=== Records supplied ===

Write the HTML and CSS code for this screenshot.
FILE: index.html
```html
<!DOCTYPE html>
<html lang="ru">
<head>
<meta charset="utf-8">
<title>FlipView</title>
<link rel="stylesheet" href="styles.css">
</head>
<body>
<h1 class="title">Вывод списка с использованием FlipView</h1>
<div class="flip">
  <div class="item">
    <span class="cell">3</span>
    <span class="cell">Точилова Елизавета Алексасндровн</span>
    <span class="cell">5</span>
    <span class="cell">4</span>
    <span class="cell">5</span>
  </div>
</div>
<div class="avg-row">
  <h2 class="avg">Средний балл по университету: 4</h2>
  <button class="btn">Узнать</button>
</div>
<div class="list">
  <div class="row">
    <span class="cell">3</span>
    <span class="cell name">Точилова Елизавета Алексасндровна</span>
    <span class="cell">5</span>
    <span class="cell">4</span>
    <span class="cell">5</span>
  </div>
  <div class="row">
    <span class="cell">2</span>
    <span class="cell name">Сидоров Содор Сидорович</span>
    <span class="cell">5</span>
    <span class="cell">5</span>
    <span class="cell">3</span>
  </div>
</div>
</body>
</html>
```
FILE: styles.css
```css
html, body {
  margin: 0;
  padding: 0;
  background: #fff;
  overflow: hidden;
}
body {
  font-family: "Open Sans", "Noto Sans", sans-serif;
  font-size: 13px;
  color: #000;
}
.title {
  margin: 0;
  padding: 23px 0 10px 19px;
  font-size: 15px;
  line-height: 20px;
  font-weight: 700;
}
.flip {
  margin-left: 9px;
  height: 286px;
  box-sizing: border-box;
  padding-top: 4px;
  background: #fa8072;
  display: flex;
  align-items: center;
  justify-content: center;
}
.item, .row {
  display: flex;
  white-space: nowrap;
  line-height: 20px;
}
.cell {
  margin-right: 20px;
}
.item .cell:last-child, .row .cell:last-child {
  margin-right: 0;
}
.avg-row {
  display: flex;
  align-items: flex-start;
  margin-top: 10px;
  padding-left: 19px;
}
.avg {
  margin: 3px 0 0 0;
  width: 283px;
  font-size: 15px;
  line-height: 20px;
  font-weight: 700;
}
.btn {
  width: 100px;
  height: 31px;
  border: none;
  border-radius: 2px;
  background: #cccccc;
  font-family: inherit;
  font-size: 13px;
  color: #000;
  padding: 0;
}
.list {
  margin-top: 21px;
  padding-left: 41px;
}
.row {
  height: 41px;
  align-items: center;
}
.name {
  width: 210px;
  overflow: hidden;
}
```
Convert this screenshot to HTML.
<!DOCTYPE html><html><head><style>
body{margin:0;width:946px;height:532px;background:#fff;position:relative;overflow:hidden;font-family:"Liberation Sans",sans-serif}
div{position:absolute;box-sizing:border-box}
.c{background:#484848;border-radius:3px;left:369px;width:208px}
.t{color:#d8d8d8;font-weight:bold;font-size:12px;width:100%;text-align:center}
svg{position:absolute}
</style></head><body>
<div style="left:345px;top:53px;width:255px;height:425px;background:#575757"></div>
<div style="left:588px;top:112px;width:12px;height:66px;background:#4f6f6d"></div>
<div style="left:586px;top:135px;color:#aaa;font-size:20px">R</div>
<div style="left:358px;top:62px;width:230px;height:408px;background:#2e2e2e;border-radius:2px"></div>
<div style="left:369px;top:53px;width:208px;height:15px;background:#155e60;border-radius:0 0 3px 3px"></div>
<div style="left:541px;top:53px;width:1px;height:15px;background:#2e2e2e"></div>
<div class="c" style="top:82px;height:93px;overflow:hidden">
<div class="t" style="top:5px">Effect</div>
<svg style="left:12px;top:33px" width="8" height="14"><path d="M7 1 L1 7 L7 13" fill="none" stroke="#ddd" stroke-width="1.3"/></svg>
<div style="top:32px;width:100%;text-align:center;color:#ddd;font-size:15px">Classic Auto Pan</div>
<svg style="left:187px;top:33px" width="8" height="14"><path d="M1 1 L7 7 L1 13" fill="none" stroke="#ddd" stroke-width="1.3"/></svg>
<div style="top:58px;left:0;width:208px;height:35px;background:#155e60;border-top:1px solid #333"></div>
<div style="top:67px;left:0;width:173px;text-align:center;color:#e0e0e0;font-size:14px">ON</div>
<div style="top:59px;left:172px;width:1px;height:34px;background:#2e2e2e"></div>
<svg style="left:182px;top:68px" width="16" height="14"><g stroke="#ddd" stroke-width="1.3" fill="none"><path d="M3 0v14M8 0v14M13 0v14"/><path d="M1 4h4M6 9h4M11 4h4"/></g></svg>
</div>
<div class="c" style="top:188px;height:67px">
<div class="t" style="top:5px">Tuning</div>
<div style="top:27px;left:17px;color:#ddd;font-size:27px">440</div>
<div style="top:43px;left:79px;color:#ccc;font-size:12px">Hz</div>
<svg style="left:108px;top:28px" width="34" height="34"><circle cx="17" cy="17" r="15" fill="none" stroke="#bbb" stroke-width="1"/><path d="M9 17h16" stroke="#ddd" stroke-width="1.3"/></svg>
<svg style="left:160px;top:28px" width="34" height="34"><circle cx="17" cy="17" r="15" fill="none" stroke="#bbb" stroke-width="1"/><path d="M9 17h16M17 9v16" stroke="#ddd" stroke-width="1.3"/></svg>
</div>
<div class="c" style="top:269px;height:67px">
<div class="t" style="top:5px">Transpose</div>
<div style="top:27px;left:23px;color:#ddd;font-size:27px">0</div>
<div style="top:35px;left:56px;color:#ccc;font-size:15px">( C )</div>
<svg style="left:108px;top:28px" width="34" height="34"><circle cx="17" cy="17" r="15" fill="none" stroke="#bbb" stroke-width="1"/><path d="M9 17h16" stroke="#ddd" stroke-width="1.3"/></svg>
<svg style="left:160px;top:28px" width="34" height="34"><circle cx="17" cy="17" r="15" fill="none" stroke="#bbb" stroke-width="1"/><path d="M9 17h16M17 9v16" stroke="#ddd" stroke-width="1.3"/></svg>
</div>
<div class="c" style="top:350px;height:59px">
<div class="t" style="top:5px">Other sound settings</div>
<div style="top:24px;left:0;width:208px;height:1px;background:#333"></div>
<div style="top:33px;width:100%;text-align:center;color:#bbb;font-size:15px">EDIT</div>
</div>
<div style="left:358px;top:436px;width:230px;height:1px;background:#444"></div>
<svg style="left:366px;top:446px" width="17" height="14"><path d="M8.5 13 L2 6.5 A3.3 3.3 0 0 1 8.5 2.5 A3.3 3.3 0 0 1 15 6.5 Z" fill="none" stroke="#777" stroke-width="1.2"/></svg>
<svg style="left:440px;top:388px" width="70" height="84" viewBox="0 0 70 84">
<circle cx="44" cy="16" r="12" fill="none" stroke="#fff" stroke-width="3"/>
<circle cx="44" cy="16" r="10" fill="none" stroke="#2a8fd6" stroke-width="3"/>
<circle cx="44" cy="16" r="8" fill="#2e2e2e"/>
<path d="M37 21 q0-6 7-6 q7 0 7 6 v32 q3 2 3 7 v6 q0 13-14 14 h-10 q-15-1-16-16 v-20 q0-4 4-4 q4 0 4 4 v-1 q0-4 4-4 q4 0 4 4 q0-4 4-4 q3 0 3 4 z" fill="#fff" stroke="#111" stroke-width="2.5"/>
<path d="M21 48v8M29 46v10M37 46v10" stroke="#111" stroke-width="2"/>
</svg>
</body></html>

=== Problem to work on ===
Write down all the entries again without a single difference.

=== Written solution ===
Write the HTML and CSS code for this screenshot.
FILE: index.html
```html
<!DOCTYPE html>
<html lang="ru">
<head>
<meta charset="utf-8">
<title>FlipView</title>
<link rel="stylesheet" href="styles.css">
</head>
<body>
<h1 class="title">Вывод списка с использованием FlipView</h1>
<div class="flip">
  <div class="item">
    <span class="cell">3</span>
    <span class="cell">Точилова Елизавета Алексасндровн</span>
    <span class="cell">5</span>
    <span class="cell">4</span>
    <span class="cell">5</span>
  </div>
</div>
<div class="avg-row">
  <h2 class="avg">Средний балл по университету: 4</h2>
  <button class="btn">Узнать</button>
</div>
<div class="list">
  <div class="row">
    <span class="cell">3</span>
    <span class="cell name">Точилова Елизавета Алексасндровна</span>
    <span class="cell">5</span>
    <span class="cell">4</span>
    <span class="cell">5</span>
  </div>
  <div class="row">
    <span class="cell">2</span>
    <span class="cell name">Сидоров Содор Сидорович</span>
    <span class="cell">5</span>
    <span class="cell">5</span>
    <span class="cell">3</span>
  </div>
</div>
</body>
</html>
```
FILE: styles.css
```css
html, body {
  margin: 0;
  padding: 0;
  background: #fff;
  overflow: hidden;
}
body {
  font-family: "Open Sans", "Noto Sans", sans-serif;
  font-size: 13px;
  color: #000;
}
.title {
  margin: 0;
  padding: 23px 0 10px 19px;
  font-size: 15px;
  line-height: 20px;
  font-weight: 700;
}
.flip {
  margin-left: 9px;
  height: 286px;
  box-sizing: border-box;
  padding-top: 4px;
  background: #fa8072;
  display: flex;
  align-items: center;
  justify-content: center;
}
.item, .row {
  display: flex;
  white-space: nowrap;
  line-height: 20px;
}
.cell {
  margin-right: 20px;
}
.item .cell:last-child, .row .cell:last-child {
  margin-right: 0;
}
.avg-row {
  display: flex;
  align-items: flex-start;
  margin-top: 10px;
  padding-left: 19px;
}
.avg {
  margin: 3px 0 0 0;
  width: 283px;
  font-size: 15px;
  line-height: 20px;
  font-weight: 700;
}
.btn {
  width: 100px;
  height: 31px;
  border: none;
  border-radius: 2px;
  background: #cccccc;
  font-family: inherit;
  font-size: 13px;
  color: #000;
  padding: 0;
}
.list {
  margin-top: 21px;
  padding-left: 41px;
}
.row {
  height: 41px;
  align-items: center;
}
.name {
  width: 210px;
  overflow: hidden;
}
```
Convert this screenshot to HTML.
<!DOCTYPE html><html><head><style>
body{margin:0;width:946px;height:532px;background:#fff;position:relative;overflow:hidden;font-family:"Liberation Sans",sans-serif}
div{position:absolute;box-sizing:border-box}
.c{background:#484848;border-radius:3px;left:369px;width:208px}
.t{color:#d8d8d8;font-weight:bold;font-size:12px;width:100%;text-align:center}
svg{position:absolute}
</style></head><body>
<div style="left:345px;top:53px;width:255px;height:425px;background:#575757"></div>
<div style="left:588px;top:112px;width:12px;height:66px;background:#4f6f6d"></div>
<div style="left:586px;top:135px;color:#aaa;font-size:20px">R</div>
<div style="left:358px;top:62px;width:230px;height:408px;background:#2e2e2e;border-radius:2px"></div>
<div style="left:369px;top:53px;width:208px;height:15px;background:#155e60;border-radius:0 0 3px 3px"></div>
<div style="left:541px;top:53px;width:1px;height:15px;background:#2e2e2e"></div>
<div class="c" style="top:82px;height:93px;overflow:hidden">
<div class="t" style="top:5px">Effect</div>
<svg style="left:12px;top:33px" width="8" height="14"><path d="M7 1 L1 7 L7 13" fill="none" stroke="#ddd" stroke-width="1.3"/></svg>
<div style="top:32px;width:100%;text-align:center;color:#ddd;font-size:15px">Classic Auto Pan</div>
<svg style="left:187px;top:33px" width="8" height="14"><path d="M1 1 L7 7 L1 13" fill="none" stroke="#ddd" stroke-width="1.3"/></svg>
<div style="top:58px;left:0;width:208px;height:35px;background:#155e60;border-top:1px solid #333"></div>
<div style="top:67px;left:0;width:173px;text-align:center;color:#e0e0e0;font-size:14px">ON</div>
<div style="top:59px;left:172px;width:1px;height:34px;background:#2e2e2e"></div>
<svg style="left:182px;top:68px" width="16" height="14"><g stroke="#ddd" stroke-width="1.3" fill="none"><path d="M3 0v14M8 0v14M13 0v14"/><path d="M1 4h4M6 9h4M11 4h4"/></g></svg>
</div>
<div class="c" style="top:188px;height:67px">
<div class="t" style="top:5px">Tuning</div>
<div style="top:27px;left:17px;color:#ddd;font-size:27px">440</div>
<div style="top:43px;left:79px;color:#ccc;font-size:12px">Hz</div>
<svg style="left:108px;top:28px" width="34" height="34"><circle cx="17" cy="17" r="15" fill="none" stroke="#bbb" stroke-width="1"/><path d="M9 17h16" stroke="#ddd" stroke-width="1.3"/></svg>
<svg style="left:160px;top:28px" width="34" height="34"><circle cx="17" cy="17" r="15" fill="none" stroke="#bbb" stroke-width="1"/><path d="M9 17h16M17 9v16" stroke="#ddd" stroke-width="1.3"/></svg>
</div>
<div class="c" style="top:269px;height:67px">
<div class="t" style="top:5px">Transpose</div>
<div style="top:27px;left:23px;color:#ddd;font-size:27px">0</div>
<div style="top:35px;left:56px;color:#ccc;font-size:15px">( C )</div>
<svg style="left:108px;top:28px" width="34" height="34"><circle cx="17" cy="17" r="15" fill="none" stroke="#bbb" stroke-width="1"/><path d="M9 17h16" stroke="#ddd" stroke-width="1.3"/></svg>
<svg style="left:160px;top:28px" width="34" height="34"><circle cx="17" cy="17" r="15" fill="none" stroke="#bbb" stroke-width="1"/><path d="M9 17h16M17 9v16" stroke="#ddd" stroke-width="1.3"/></svg>
</div>
<div class="c" style="top:350px;height:59px">
<div class="t" style="top:5px">Other sound settings</div>
<div style="top:24px;left:0;width:208px;height:1px;background:#333"></div>
<div style="top:33px;width:100%;text-align:center;color:#bbb;font-size:15px">EDIT</div>
</div>
<div style="left:358px;top:436px;width:230px;height:1px;background:#444"></div>
<svg style="left:366px;top:446px" width="17" height="14"><path d="M8.5 13 L2 6.5 A3.3 3.3 0 0 1 8.5 2.5 A3.3 3.3 0 0 1 15 6.5 Z" fill="none" stroke="#777" stroke-width="1.2"/></svg>
<svg style="left:440px;top:388px" width="70" height="84" viewBox="0 0 70 84">
<circle cx="44" cy="16" r="12" fill="none" stroke="#fff" stroke-width="3"/>
<circle cx="44" cy="16" r="10" fill="none" stroke="#2a8fd6" stroke-width="3"/>
<circle cx="44" cy="16" r="8" fill="#2e2e2e"/>
<path d="M37 21 q0-6 7-6 q7 0 7 6 v32 q3 2 3 7 v6 q0 13-14 14 h-10 q-15-1-16-16 v-20 q0-4 4-4 q4 0 4 4 v-1 q0-4 4-4 q4 0 4 4 q0-4 4-4 q3 0 3 4 z" fill="#fff" stroke="#111" stroke-width="2.5"/>
<path d="M21 48v8M29 46v10M37 46v10" stroke="#111" stroke-width="2"/>
</svg>
</body></html>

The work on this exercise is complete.